• WRITTEN REQUEST:
Return the data exactly, with all pictures removed.

• DATA EXCERPT:
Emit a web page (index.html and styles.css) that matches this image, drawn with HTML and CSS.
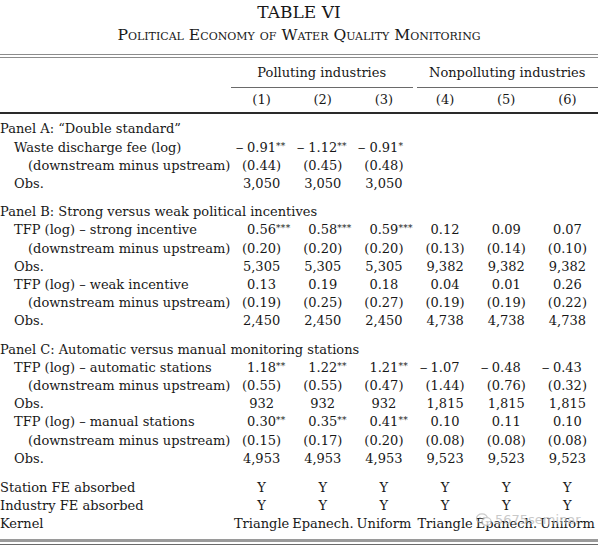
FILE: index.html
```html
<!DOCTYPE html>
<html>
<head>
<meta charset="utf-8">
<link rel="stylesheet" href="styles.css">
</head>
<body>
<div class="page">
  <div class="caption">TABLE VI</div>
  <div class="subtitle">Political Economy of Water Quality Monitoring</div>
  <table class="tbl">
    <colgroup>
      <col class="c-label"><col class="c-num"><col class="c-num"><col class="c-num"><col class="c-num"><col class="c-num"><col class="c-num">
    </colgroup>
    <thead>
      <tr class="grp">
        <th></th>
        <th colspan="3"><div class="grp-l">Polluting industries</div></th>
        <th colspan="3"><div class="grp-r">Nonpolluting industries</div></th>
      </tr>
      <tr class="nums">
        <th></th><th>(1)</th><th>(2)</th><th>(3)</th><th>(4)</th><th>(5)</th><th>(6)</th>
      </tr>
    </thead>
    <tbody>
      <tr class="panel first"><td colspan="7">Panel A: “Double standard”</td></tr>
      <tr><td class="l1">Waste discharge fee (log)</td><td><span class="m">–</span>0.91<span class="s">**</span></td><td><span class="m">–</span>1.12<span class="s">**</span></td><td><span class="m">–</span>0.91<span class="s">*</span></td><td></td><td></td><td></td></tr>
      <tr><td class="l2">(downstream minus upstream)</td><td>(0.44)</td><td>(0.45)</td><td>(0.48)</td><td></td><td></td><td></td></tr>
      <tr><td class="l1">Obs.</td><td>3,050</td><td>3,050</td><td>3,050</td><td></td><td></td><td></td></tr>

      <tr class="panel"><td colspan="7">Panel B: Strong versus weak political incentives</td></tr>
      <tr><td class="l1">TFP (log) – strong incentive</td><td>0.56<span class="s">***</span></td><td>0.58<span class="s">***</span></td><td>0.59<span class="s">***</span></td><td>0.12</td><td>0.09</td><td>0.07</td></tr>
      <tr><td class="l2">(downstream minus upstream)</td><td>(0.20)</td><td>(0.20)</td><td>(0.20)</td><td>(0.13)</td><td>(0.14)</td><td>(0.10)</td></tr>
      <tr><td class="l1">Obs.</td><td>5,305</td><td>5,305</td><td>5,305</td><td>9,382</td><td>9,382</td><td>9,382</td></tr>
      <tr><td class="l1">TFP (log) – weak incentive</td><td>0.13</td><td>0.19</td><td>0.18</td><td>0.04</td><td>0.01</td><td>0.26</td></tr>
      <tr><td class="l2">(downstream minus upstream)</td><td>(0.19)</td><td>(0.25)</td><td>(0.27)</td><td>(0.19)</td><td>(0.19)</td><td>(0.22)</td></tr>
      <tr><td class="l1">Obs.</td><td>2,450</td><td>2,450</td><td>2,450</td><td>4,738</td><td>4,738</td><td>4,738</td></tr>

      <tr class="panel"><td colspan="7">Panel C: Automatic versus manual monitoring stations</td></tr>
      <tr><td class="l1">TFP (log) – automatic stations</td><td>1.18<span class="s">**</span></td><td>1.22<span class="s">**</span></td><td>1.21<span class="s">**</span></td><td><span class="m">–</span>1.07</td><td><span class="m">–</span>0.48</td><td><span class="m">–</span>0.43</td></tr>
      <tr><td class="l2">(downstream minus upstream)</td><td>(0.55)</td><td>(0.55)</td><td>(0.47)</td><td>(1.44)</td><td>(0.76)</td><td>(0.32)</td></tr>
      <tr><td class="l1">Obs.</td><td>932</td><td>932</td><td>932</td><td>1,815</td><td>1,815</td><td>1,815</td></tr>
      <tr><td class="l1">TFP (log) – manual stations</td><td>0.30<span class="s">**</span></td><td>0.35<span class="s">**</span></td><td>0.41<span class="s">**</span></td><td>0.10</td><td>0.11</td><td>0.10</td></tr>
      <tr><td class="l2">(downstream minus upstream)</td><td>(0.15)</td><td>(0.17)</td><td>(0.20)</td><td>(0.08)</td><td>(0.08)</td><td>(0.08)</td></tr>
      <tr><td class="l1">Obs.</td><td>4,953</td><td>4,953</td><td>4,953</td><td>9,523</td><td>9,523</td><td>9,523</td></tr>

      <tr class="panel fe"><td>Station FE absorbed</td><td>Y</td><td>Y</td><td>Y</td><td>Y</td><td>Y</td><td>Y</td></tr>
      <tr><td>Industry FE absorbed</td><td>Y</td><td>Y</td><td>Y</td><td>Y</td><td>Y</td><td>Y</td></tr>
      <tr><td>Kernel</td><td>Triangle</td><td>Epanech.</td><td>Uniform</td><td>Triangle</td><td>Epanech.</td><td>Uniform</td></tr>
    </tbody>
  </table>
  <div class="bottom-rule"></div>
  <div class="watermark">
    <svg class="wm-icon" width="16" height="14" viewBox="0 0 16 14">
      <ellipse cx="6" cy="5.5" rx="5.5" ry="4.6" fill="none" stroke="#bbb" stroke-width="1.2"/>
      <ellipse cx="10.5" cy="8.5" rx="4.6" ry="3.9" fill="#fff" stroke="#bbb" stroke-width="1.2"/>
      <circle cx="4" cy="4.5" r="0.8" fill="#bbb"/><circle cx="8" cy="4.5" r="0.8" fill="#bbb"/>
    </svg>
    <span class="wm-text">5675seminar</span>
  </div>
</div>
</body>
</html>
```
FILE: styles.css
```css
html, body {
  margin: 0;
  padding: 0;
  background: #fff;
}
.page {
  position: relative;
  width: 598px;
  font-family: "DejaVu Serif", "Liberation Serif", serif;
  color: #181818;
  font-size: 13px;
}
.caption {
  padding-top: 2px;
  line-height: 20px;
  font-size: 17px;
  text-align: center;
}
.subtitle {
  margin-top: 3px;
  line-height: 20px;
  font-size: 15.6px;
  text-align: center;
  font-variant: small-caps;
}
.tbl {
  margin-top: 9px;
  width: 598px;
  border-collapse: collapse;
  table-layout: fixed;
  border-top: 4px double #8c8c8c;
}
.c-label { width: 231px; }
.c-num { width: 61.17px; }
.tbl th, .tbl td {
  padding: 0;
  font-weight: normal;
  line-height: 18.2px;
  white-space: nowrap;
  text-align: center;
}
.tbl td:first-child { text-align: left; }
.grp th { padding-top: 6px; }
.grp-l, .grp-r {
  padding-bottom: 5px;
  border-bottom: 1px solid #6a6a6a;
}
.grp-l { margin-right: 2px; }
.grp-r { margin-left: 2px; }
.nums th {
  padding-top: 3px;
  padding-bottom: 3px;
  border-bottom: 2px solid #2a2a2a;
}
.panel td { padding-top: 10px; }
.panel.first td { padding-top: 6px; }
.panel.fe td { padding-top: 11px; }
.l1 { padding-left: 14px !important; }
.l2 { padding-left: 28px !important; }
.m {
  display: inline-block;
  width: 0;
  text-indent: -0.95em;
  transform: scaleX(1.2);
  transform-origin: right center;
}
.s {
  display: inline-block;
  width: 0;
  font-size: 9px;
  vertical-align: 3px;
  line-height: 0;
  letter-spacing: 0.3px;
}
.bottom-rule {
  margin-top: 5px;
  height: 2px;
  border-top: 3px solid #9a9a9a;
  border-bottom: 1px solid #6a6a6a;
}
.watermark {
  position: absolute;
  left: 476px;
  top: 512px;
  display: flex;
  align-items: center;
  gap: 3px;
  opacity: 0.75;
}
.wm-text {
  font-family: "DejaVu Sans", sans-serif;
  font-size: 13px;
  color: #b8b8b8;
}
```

• THE ANSWER:
Emit a web page (index.html and styles.css) that matches this image, drawn with HTML and CSS.
FILE: index.html
```html
<!DOCTYPE html>
<html>
<head>
<meta charset="utf-8">
<link rel="stylesheet" href="styles.css">
</head>
<body>
<div class="page">
  <div class="caption">TABLE VI</div>
  <div class="subtitle">Political Economy of Water Quality Monitoring</div>
  <table class="tbl">
    <colgroup>
      <col class="c-label"><col class="c-num"><col class="c-num"><col class="c-num"><col class="c-num"><col class="c-num"><col class="c-num">
    </colgroup>
    <thead>
      <tr class="grp">
        <th></th>
        <th colspan="3"><div class="grp-l">Polluting industries</div></th>
        <th colspan="3"><div class="grp-r">Nonpolluting industries</div></th>
      </tr>
      <tr class="nums">
        <th></th><th>(1)</th><th>(2)</th><th>(3)</th><th>(4)</th><th>(5)</th><th>(6)</th>
      </tr>
    </thead>
    <tbody>
      <tr class="panel first"><td colspan="7">Panel A: “Double standard”</td></tr>
      <tr><td class="l1">Waste discharge fee (log)</td><td><span class="m">–</span>0.91<span class="s">**</span></td><td><span class="m">–</span>1.12<span class="s">**</span></td><td><span class="m">–</span>0.91<span class="s">*</span></td><td></td><td></td><td></td></tr>
      <tr><td class="l2">(downstream minus upstream)</td><td>(0.44)</td><td>(0.45)</td><td>(0.48)</td><td></td><td></td><td></td></tr>
      <tr><td class="l1">Obs.</td><td>3,050</td><td>3,050</td><td>3,050</td><td></td><td></td><td></td></tr>

      <tr class="panel"><td colspan="7">Panel B: Strong versus weak political incentives</td></tr>
      <tr><td class="l1">TFP (log) – strong incentive</td><td>0.56<span class="s">***</span></td><td>0.58<span class="s">***</span></td><td>0.59<span class="s">***</span></td><td>0.12</td><td>0.09</td><td>0.07</td></tr>
      <tr><td class="l2">(downstream minus upstream)</td><td>(0.20)</td><td>(0.20)</td><td>(0.20)</td><td>(0.13)</td><td>(0.14)</td><td>(0.10)</td></tr>
      <tr><td class="l1">Obs.</td><td>5,305</td><td>5,305</td><td>5,305</td><td>9,382</td><td>9,382</td><td>9,382</td></tr>
      <tr><td class="l1">TFP (log) – weak incentive</td><td>0.13</td><td>0.19</td><td>0.18</td><td>0.04</td><td>0.01</td><td>0.26</td></tr>
      <tr><td class="l2">(downstream minus upstream)</td><td>(0.19)</td><td>(0.25)</td><td>(0.27)</td><td>(0.19)</td><td>(0.19)</td><td>(0.22)</td></tr>
      <tr><td class="l1">Obs.</td><td>2,450</td><td>2,450</td><td>2,450</td><td>4,738</td><td>4,738</td><td>4,738</td></tr>

      <tr class="panel"><td colspan="7">Panel C: Automatic versus manual monitoring stations</td></tr>
      <tr><td class="l1">TFP (log) – automatic stations</td><td>1.18<span class="s">**</span></td><td>1.22<span class="s">**</span></td><td>1.21<span class="s">**</span></td><td><span class="m">–</span>1.07</td><td><span class="m">–</span>0.48</td><td><span class="m">–</span>0.43</td></tr>
      <tr><td class="l2">(downstream minus upstream)</td><td>(0.55)</td><td>(0.55)</td><td>(0.47)</td><td>(1.44)</td><td>(0.76)</td><td>(0.32)</td></tr>
      <tr><td class="l1">Obs.</td><td>932</td><td>932</td><td>932</td><td>1,815</td><td>1,815</td><td>1,815</td></tr>
      <tr><td class="l1">TFP (log) – manual stations</td><td>0.30<span class="s">**</span></td><td>0.35<span class="s">**</span></td><td>0.41<span class="s">**</span></td><td>0.10</td><td>0.11</td><td>0.10</td></tr>
      <tr><td class="l2">(downstream minus upstream)</td><td>(0.15)</td><td>(0.17)</td><td>(0.20)</td><td>(0.08)</td><td>(0.08)</td><td>(0.08)</td></tr>
      <tr><td class="l1">Obs.</td><td>4,953</td><td>4,953</td><td>4,953</td><td>9,523</td><td>9,523</td><td>9,523</td></tr>

      <tr class="panel fe"><td>Station FE absorbed</td><td>Y</td><td>Y</td><td>Y</td><td>Y</td><td>Y</td><td>Y</td></tr>
      <tr><td>Industry FE absorbed</td><td>Y</td><td>Y</td><td>Y</td><td>Y</td><td>Y</td><td>Y</td></tr>
      <tr><td>Kernel</td><td>Triangle</td><td>Epanech.</td><td>Uniform</td><td>Triangle</td><td>Epanech.</td><td>Uniform</td></tr>
    </tbody>
  </table>
  <div class="bottom-rule"></div>
  <div class="watermark">
    <svg class="wm-icon" width="16" height="14" viewBox="0 0 16 14">
      <ellipse cx="6" cy="5.5" rx="5.5" ry="4.6" fill="none" stroke="#bbb" stroke-width="1.2"/>
      <ellipse cx="10.5" cy="8.5" rx="4.6" ry="3.9" fill="#fff" stroke="#bbb" stroke-width="1.2"/>
      <circle cx="4" cy="4.5" r="0.8" fill="#bbb"/><circle cx="8" cy="4.5" r="0.8" fill="#bbb"/>
    </svg>
    <span class="wm-text">5675seminar</span>
  </div>
</div>
</body>
</html>
```
FILE: styles.css
```css
html, body {
  margin: 0;
  padding: 0;
  background: #fff;
}
.page {
  position: relative;
  width: 598px;
  font-family: "DejaVu Serif", "Liberation Serif", serif;
  color: #181818;
  font-size: 13px;
}
.caption {
  padding-top: 2px;
  line-height: 20px;
  font-size: 17px;
  text-align: center;
}
.subtitle {
  margin-top: 3px;
  line-height: 20px;
  font-size: 15.6px;
  text-align: center;
  font-variant: small-caps;
}
.tbl {
  margin-top: 9px;
  width: 598px;
  border-collapse: collapse;
  table-layout: fixed;
  border-top: 4px double #8c8c8c;
}
.c-label { width: 231px; }
.c-num { width: 61.17px; }
.tbl th, .tbl td {
  padding: 0;
  font-weight: normal;
  line-height: 18.2px;
  white-space: nowrap;
  text-align: center;
}
.tbl td:first-child { text-align: left; }
.grp th { padding-top: 6px; }
.grp-l, .grp-r {
  padding-bottom: 5px;
  border-bottom: 1px solid #6a6a6a;
}
.grp-l { margin-right: 2px; }
.grp-r { margin-left: 2px; }
.nums th {
  padding-top: 3px;
  padding-bottom: 3px;
  border-bottom: 2px solid #2a2a2a;
}
.panel td { padding-top: 10px; }
.panel.first td { padding-top: 6px; }
.panel.fe td { padding-top: 11px; }
.l1 { padding-left: 14px !important; }
.l2 { padding-left: 28px !important; }
.m {
  display: inline-block;
  width: 0;
  text-indent: -0.95em;
  transform: scaleX(1.2);
  transform-origin: right center;
}
.s {
  display: inline-block;
  width: 0;
  font-size: 9px;
  vertical-align: 3px;
  line-height: 0;
  letter-spacing: 0.3px;
}
.bottom-rule {
  margin-top: 5px;
  height: 2px;
  border-top: 3px solid #9a9a9a;
  border-bottom: 1px solid #6a6a6a;
}
.watermark {
  position: absolute;
  left: 476px;
  top: 512px;
  display: flex;
  align-items: center;
  gap: 3px;
  opacity: 0.75;
}
.wm-text {
  font-family: "DejaVu Sans", sans-serif;
  font-size: 13px;
  color: #b8b8b8;
}
```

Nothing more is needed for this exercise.